Look what happens. Instead of Abraham walking between the parts of the animals to symbolize what will happen should he fail, the God of all Creation does it. Abraham knows the meaning of the smoking fire pot and flaming torch. He knows it is the presence of God himself.

What a great Lord. God makes a covenant with Abraham and binds himself for eternity to see that it is fulfilled. God shows Abraham that he will make sure even Abraham’s part of the covenant is fulfilled. God will take on both sides of the covenant and God will die in order to honor the terms of the agreement if Abraham cannot fulfill his end of the bargain.

Yes! Look at that! God is willing to die in Abraham’s place should Abraham fail his part of the covenant. God walked between the animal parts in Abraham’s place.

Friend, cast your burdens on the Lord. Know that you can. Look at God with Father Abraham. God is willing to fulfill the covenant with Abraham and ultimately does on the cross. If God is willing to ensure Abraham cannot fail, despite being a sinful, failing man, think what God is willing to do in your life.

The God of all creation entered into a binding covenant with Abraham and pledged His own death if Abraham should fail his part of the agreement or if God should fail his part of the agreement.
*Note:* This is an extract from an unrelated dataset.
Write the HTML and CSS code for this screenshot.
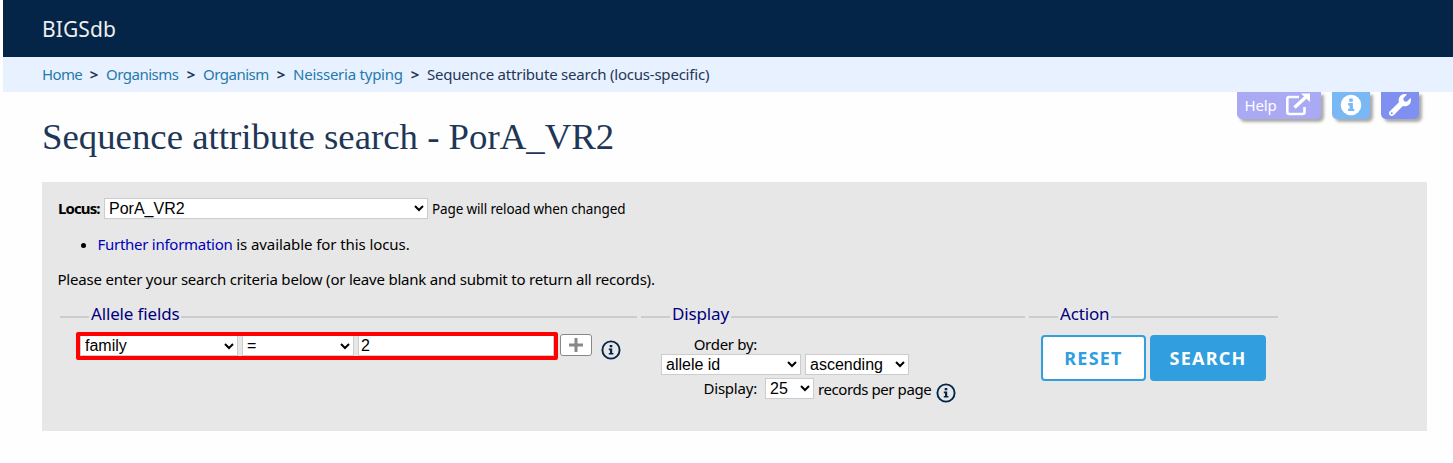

No god of any religion has ever done that save the one true God.

We see that love on the cross and it is a love that can take on all your burdens, all your worries, and wash you in loving redemption. You cannot fail with your trust in God because God made a promise thousands of years ago to Abraham. And in that promise God said he would pass through the slaughter for us.

Look to Heaven for our God is a great God of mercy who keeps his promises till the end of all days.